The Tax Court decided three issues. It held (1) that the advances to the company of $47,000 constituted bona fide debts; (2) that the voluntary cancellation of the note did not result in a bad debt deduction within the meaning of Section (k)(1); and (3) that the voluntary cancellation of the $47,000 note constituted additional capital contribution to the corporation. Finding No. 1 is not seriously challenged and need not be further considered.
The Tax Court did not hold, as is contended by petitioners, that a voluntary cancellation of a debt cannot be the basis of a bad debt deduction. All it held was that this voluntary cancellation did not under the facts in this case give rise to such a deduction. We think the law is settled that a creditor may not voluntarily cancel a debt which has value and then claim a deduction because the debt is now valueless. The case of Deeds v. Commissioner, 6 Cir., 47 F.2d 695, upon which petitioners rely, does not require a contrary conclusion. All that case holds is that the debts in question were deductible as worthless debts and that their cancellation under the circumstances was not unreasonable.
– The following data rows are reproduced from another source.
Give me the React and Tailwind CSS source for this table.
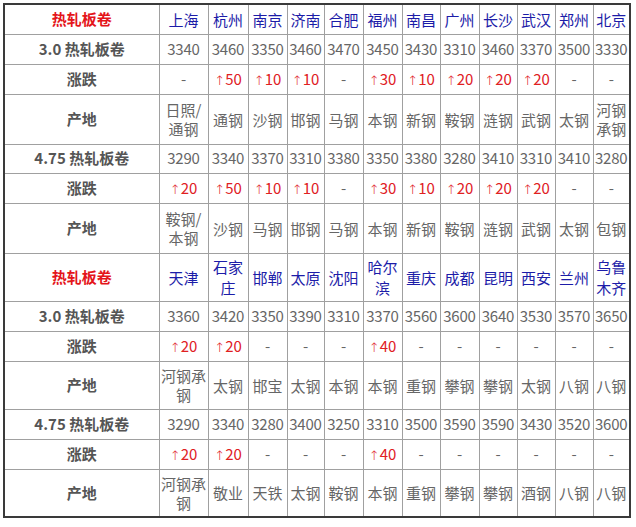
import React from 'react'

const widths = [155, 49, 40, 39, 37, 39, 39, 38, 39, 38, 38, 38, 37]

const block1 = {
    cities: ['上海', '杭州', '南京', '济南', '合肥', '福州', '南昌', '广州', '长沙', '武汉', '郑州', '北京'],
    headH: 30,
    rows: [
        { label: '3.0 热轧板卷', prices: [3340, 3460, 3350, 3460, 3470, 3450, 3430, 3310, 3460, 3370, 3500, 3330] },
        { label: '涨跌', change: ['-', '50', '10', '10', '-', '30', '10', '20', '20', '20', '-', '-'] },
        { label: '产地', origin: [['日照/', '通钢'], '通钢', '沙钢', '邯钢', '马钢', '本钢', '新钢', '鞍钢', '涟钢', '武钢', '太钢', ['河钢', '承钢']], h: 50 },
        { label: '4.75 热轧板卷', prices: [3290, 3340, 3370, 3310, 3380, 3350, 3380, 3280, 3410, 3310, 3410, 3280], h: 29 },
        { label: '涨跌', change: ['20', '50', '10', '10', '-', '30', '10', '20', '20', '20', '-', '-'] },
        { label: '产地', origin: [['鞍钢/', '本钢'], '沙钢', '马钢', '邯钢', '马钢', '本钢', '新钢', '鞍钢', '涟钢', '武钢', '太钢', '包钢'], h: 50 },
    ],
}

const block2 = {
    cities: ['天津', ['石家', '庄'], '邯郸', '太原', '沈阳', ['哈尔', '滨'], '重庆', '成都', '昆明', '西安', '兰州', ['乌鲁', '木齐']],
    headH: 48,
    rows: [
        { label: '3.0 热轧板卷', prices: [3360, 3420, 3350, 3390, 3310, 3370, 3560, 3600, 3640, 3530, 3570, 3650] },
        { label: '涨跌', change: ['20', '20', '-', '-', '-', '40', '-', '-', '-', '-', '-', '-'] },
        { label: '产地', origin: [['河钢承', '钢'], '太钢', '邯宝', '太钢', '本钢', '本钢', '重钢', '攀钢', '攀钢', '太钢', '八钢', '八钢'], h: 48 },
        { label: '4.75 热轧板卷', prices: [3290, 3340, 3280, 3400, 3250, 3310, 3500, 3590, 3590, 3430, 3520, 3600], h: 30 },
        { label: '涨跌', change: ['20', '20', '-', '-', '-', '40', '-', '-', '-', '-', '-', '-'] },
        { label: '产地', origin: [['河钢承', '钢'], '敬业', '天铁', '太钢', '鞍钢', '本钢', '重钢', '攀钢', '攀钢', '酒钢', '八钢', '八钢'], h: 48 },
    ],
}

function Lines({ v }) {
    if (Array.isArray(v)) {
        return <>{v[0]}<br />{v[1]}</>
    }
    return v
}

const cell = "border border-[#a0a0a0] p-0 text-center align-middle whitespace-nowrap"

function Block({ data }) {
    return (
        <>
            <tr style={{ height: data.headH }}>
                <td className={cell + " text-[#e4151b] font-bold"}>热轧板卷</td>
                {data.cities.map((c, i) => (
                    <td key={i} className={cell + " text-[#1c1ca8] leading-[21px]"}><Lines v={c} /></td>
                ))}
            </tr>
            {data.rows.map((r, ri) => (
                <tr key={ri} style={{ height: r.h || 30 }}>
                    <td className={cell + " font-bold text-[#555]"}>{r.label}</td>
                    {r.prices && r.prices.map((p, i) => (
                        <td key={i} className={cell + " text-[#666] tracking-[-0.2px]"}>{p}</td>
                    ))}
                    {r.change && r.change.map((c, i) => (
                        <td key={i} className={cell + (c === '-' ? " text-[#666]" : " text-[#e0201f]")}>
                            {c === '-' ? '-' : (
                                <><span className="font-['DejaVu_Sans'] text-[13px] font-light">↑</span>{c}</>
                            )}
                        </td>
                    ))}
                    {r.origin && r.origin.map((o, i) => (
                        <td key={i} className={cell + " text-[#666] leading-[19px]"}><Lines v={o} /></td>
                    ))}
                </tr>
            ))}
        </>
    )
}

export default function App() {
    return (
        <div className="w-[636px] h-[527px] bg-white pt-[3px] pl-[3px]" style={{ fontFamily: '"Noto Sans CJK SC", "Noto Sans", sans-serif' }}>
            <table className="table-fixed border-collapse border-2 border-[#3a3a3a] text-[15px] w-[626px]">
                <colgroup>
                    {widths.map((w, i) => <col key={i} style={{ width: w }} />)}
                </colgroup>
                <tbody>
                    <Block data={block1} />
                    <Block data={block2} />
                </tbody>
            </table>
        </div>
    )
}
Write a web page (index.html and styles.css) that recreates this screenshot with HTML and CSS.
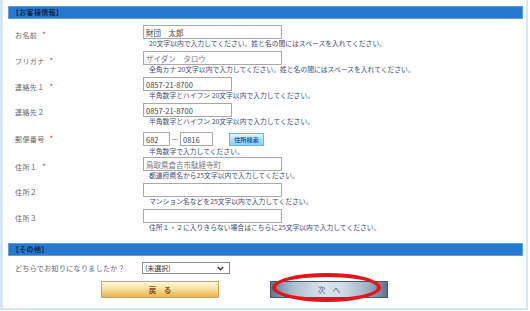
FILE: index.html
```html
<!DOCTYPE html>
<html lang="ja">
<head>
<meta charset="utf-8">
<title>お客様情報</title>
<link rel="stylesheet" href="styles.css">
</head>
<body>
<div class="page">
  <div class="sec-head">【お客様情報】</div>
  <div class="form">
    <div class="row">
      <div class="label">お名前<span class="req">*</span></div>
      <div class="field">
        <div class="inputs"><input class="in wide" type="text" value="財団　太郎"></div>
        <div class="help">20文字以内で入力してください。姓と名の間にはスペースを入れてください。</div>
      </div>
    </div>
    <div class="row">
      <div class="label">フリガナ<span class="req">*</span></div>
      <div class="field">
        <div class="inputs"><input class="in wide muted" type="text" value="ザイダン　タロウ"></div>
        <div class="help">全角カナ 20文字以内で入力してください。姓と名の間にはスペースを入れてください。</div>
      </div>
    </div>
    <div class="row">
      <div class="label">連絡先１<span class="req">*</span></div>
      <div class="field">
        <div class="inputs"><input class="in tel" type="text" value="0857-21-8700"></div>
        <div class="help">半角数字とハイフン 20文字以内で入力してください。</div>
      </div>
    </div>
    <div class="row">
      <div class="label">連絡先２</div>
      <div class="field">
        <div class="inputs"><input class="in tel" type="text" value="0857-21-8700"></div>
        <div class="help">半角数字とハイフン 20文字以内で入力してください。</div>
      </div>
    </div>
    <div class="row zip-row">
      <div class="label">郵便番号<span class="req">*</span></div>
      <div class="field">
        <div class="inputs">
          <input class="in zip1" type="text" value="682">
          <span class="dash">－</span>
          <input class="in zip2" type="text" value="0816">
          <button class="search" type="button">住所検索</button>
        </div>
        <div class="help">半角数字で入力してください。</div>
      </div>
    </div>
    <div class="row">
      <div class="label">住所１<span class="req">*</span></div>
      <div class="field">
        <div class="inputs"><input class="in wide muted" type="text" value="鳥取県倉吉市駄経寺町"></div>
        <div class="help">都道府県名から25文字以内で入力してください。</div>
      </div>
    </div>
    <div class="row">
      <div class="label">住所２</div>
      <div class="field">
        <div class="inputs"><input class="in wide" type="text" value=""></div>
        <div class="help">マンション名などを25文字以内で入力してください。</div>
      </div>
    </div>
    <div class="row">
      <div class="label">住所３</div>
      <div class="field">
        <div class="inputs"><input class="in wide" type="text" value=""></div>
        <div class="help">住所１・２に入りきらない場合はこちらに25文字以内で入力してください。</div>
      </div>
    </div>
  </div>
  <div class="sec-head second">【その他】</div>
  <div class="sel-row">
    <div class="sel-label">どちらでお知りになりましたか？</div>
    <div class="select">
      <span class="sel-text">(未選択)</span>
      <svg class="chev" width="7" height="5" viewBox="0 0 7 5"><path d="M0.8 1 L3.5 3.8 L6.2 1" fill="none" stroke="#333" stroke-width="1.4"/></svg>
    </div>
  </div>
  <div class="actions">
    <button class="btn back" type="button">戻　る</button>
    <div class="next-wrap">
      <button class="btn next" type="button">次　へ</button>
      <div class="circle"></div>
    </div>
  </div>
</div>
</body>
</html>
```
FILE: styles.css
```css
html, body {
  margin: 0;
  padding: 0;
  background: #ffffff;
}
body {
  font-family: "Noto Sans CJK JP", "Noto Sans", sans-serif;
  color: #555;
}
.page {
  width: 528px;
  box-sizing: border-box;
  border-left: 3px solid #d6e6f4;
  border-right: 2px solid #d6e6f4;
  border-bottom: 2px solid #d6e6f4;
  padding: 6px 3px 10px 5px;
}
.sec-head {
  height: 13px;
  box-sizing: border-box;
  background: #2779d0;
  border: 1px solid #5d9fe2;
  color: #10284e;
  font-size: 7px;
  line-height: 11px;
  padding-left: 3px;
  font-weight: bold;
  letter-spacing: 0.3px;
}
.sec-head.second {
  margin-top: 11px;
}
.form {
  padding-top: 6px;
}
.row {
  display: grid;
  grid-template-columns: 128px 1fr;
  margin-bottom: 3px;
  padding-left: 7px;
}
.label {
  font-size: 7px;
  line-height: 9px;
  padding-top: 5px;
  color: #666;
  letter-spacing: 0.4px;
}
.req {
  color: #e8333a;
  margin-left: 5px;
  font-size: 8px;
}
.inputs {
  display: flex;
  align-items: center;
  height: 14px;
}
.in {
  box-sizing: border-box;
  height: 14px;
  border: 1px solid #a8a8a8;
  padding: 0 2px;
  margin: 0;
  font-family: "Noto Sans CJK JP", "Noto Sans", sans-serif;
  font-size: 7.5px;
  color: #444;
  background: #fff;
  outline: none;
}
.in.muted {
  color: #777;
}
.wide { width: 139px; }
.tel { width: 89px; }
.zip1 { width: 27px; }
.zip2 { width: 33px; }
.dash {
  font-size: 7px;
  color: #666;
  width: 10px;
  text-align: center;
}
.search {
  margin-left: 16px;
  width: 35px;
  height: 13px;
  padding: 0;
  border: 1px solid #6bb2e0;
  background: linear-gradient(#eaf7fe, #a9dcf7 55%, #8fd0f3);
  color: #1b5ea8;
  font-family: "Noto Sans CJK JP", sans-serif;
  font-size: 6.2px;
  line-height: 11px;
  font-weight: bold;
}
.zip-row .inputs {
  height: 16px;
  margin-top: 2px;
}
.zip-row {
  margin-bottom: 1px;
}
.help {
  font-size: 6.8px;
  line-height: 9px;
  color: #3a4a78;
  padding-left: 6px;
  white-space: nowrap;
}
.sel-row {
  display: grid;
  grid-template-columns: 127px 88px;
  align-items: center;
  padding-left: 7px;
  margin-top: 6px;
  height: 12px;
}
.sel-label {
  font-size: 7px;
  line-height: 9px;
  color: #666;
  letter-spacing: 0.35px;
}
.select {
  display: flex;
  align-items: center;
  justify-content: space-between;
  box-sizing: border-box;
  width: 88px;
  height: 12px;
  border: 1px solid #8a8a8a;
  background: #fff;
  padding: 0 5px 0 2px;
}
.sel-text {
  font-size: 7px;
  line-height: 10px;
  color: #333;
}
.chev {
  display: block;
}
.actions {
  display: flex;
  align-items: flex-start;
  gap: 51px;
  padding-left: 93px;
  margin-top: 7px;
}
.btn {
  display: block;
  width: 118px;
  height: 17px;
  padding: 0;
  margin: 0;
  font-family: "Noto Sans CJK JP", sans-serif;
  font-size: 7.5px;
  line-height: 15px;
  font-weight: bold;
}
.back {
  border: 1px solid #c9a565;
  background: linear-gradient(#fff8e0, #fbe3a6 40%, #f1c86f 75%, #e6b450);
  color: #8c4a1c;
}
.next-wrap {
  position: relative;
  display: flex;
}
.next {
  border: 1px solid #41596f;
  background: linear-gradient(90deg, #5e7a94 0%, #a9bccd 18%, #dbe4ec 45%, #d3dee8 60%, #a3b6c8 82%, #5a748e 100%);
  color: #4a5a6a;
  font-weight: normal;
}
.circle {
  position: absolute;
  left: 2px;
  top: -8px;
  width: 109px;
  height: 29px;
  box-sizing: border-box;
  border: 4px solid #e8121b;
  border-radius: 50%;
  pointer-events: none;
}
```
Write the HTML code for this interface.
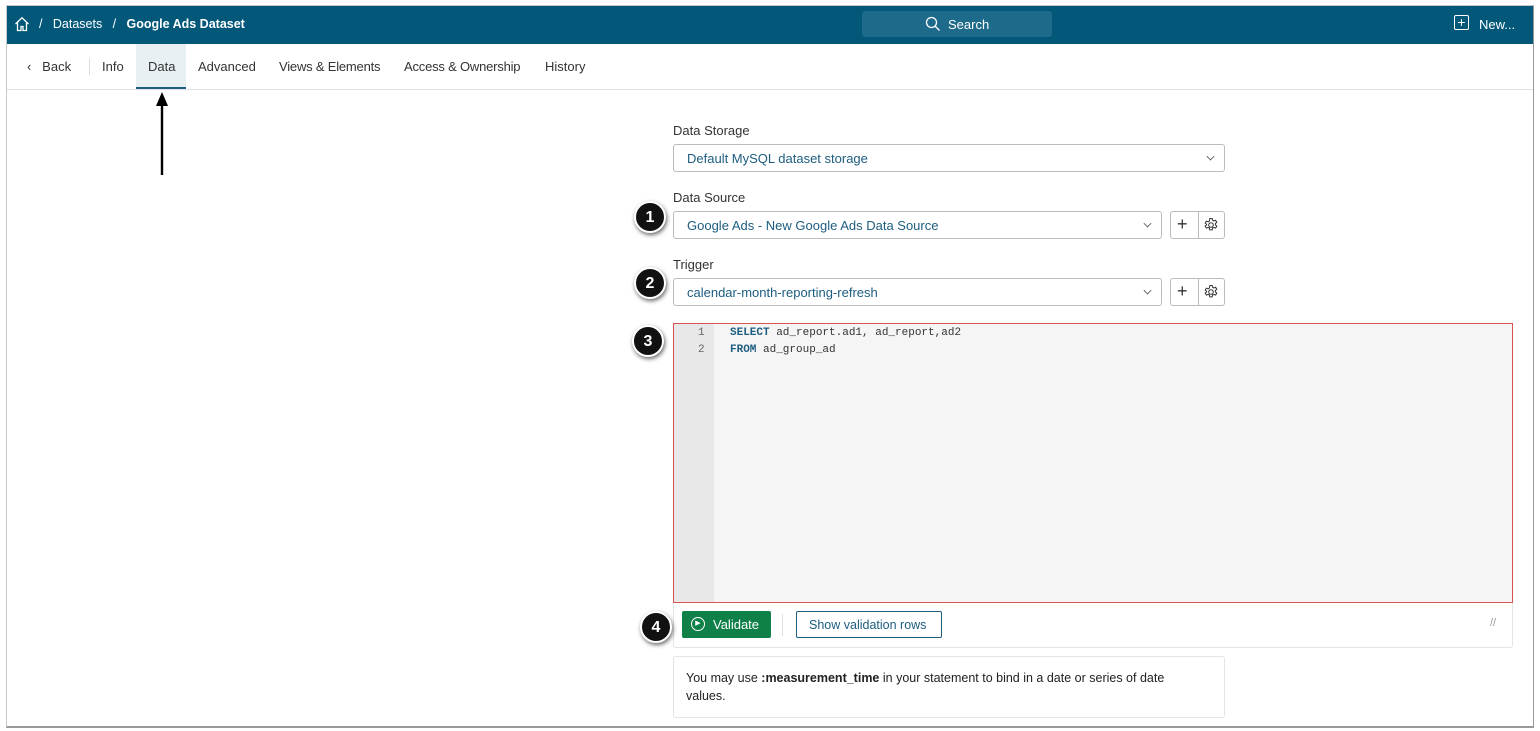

The decision then turns upon whether the Tax Court's holding that there was no proof that the $47,000 in notes was worthless prior to cancellation finds support in the record. It is true that the corporation was not prospering at the time of the cancellation. Its balance sheet showed a small deficit of $6,037.89. Among its assets were some producing oil wells which were carried on the company's books at $16,853.28, but whose actual value was $69,477.27. Had they been carried at this sum, there would have been a substantial balance of assets over liabilities. While the bank was contemplating foreclosure of its mortgages, it did not consider the condition of the company hopeless, as is evidenced by its willingness to loan additional sums to the corporation above the loan it then had. That its confidence in the ultimate success of the corporation was justified is evidenced by the fact that later business conditions improved and, after the sale of some of the dehydrating equipment, the new bank loan was repaid in full. There is strong support in the record that the notes were not cancelled because they were thought to be worthless but rather as the Tax Court found in "consideration for the loan." There is also evidence in the record that the parties had hopes for the successful operation of the company. Mr. Clevenger, who represented the bank, testified that he "foresaw a possibility of future profit." There is much to support the conclusion that the notes in question were cancelled as a part of the refinancing program for the corporation, for the purpose of providing it additional operating capital, and that the parties had hopes in the ultimate success of the corporation and that this overall program was the reason for the cancellation of these notes, rather than that they were worthless.
The Commissioner's findings are prima facie correct and we cannot say from the record that the taxpayer has sustained the burden resting upon him to overcome the correctness of these findings. Our affirmance of the Tax Court's conclusion that the notes in question did not become worthless in 1946 makes it unnecessary to consider its further conclusion that the cancellation of the notes constituted a further capital contribution within the holding of Crean Brothers v. Commissioner of Internal Revenue, 3 Cir., 195 F.2d 257.
Fowler Brothers Cox v. Commissioner of Internal Revenue, 6 Cir., 138 F.2d 774; Pottash Brothers v. Burnet, 60 App.D.C. 167, 50 F.2d 317; Golden Cycle Corporation v. Commissioner of Internal Revenue, 10 Cir., 51 F.2d 927; Wilson v. Commissioner of Internal Revenue, 10 Cir., 76 F.2d 476.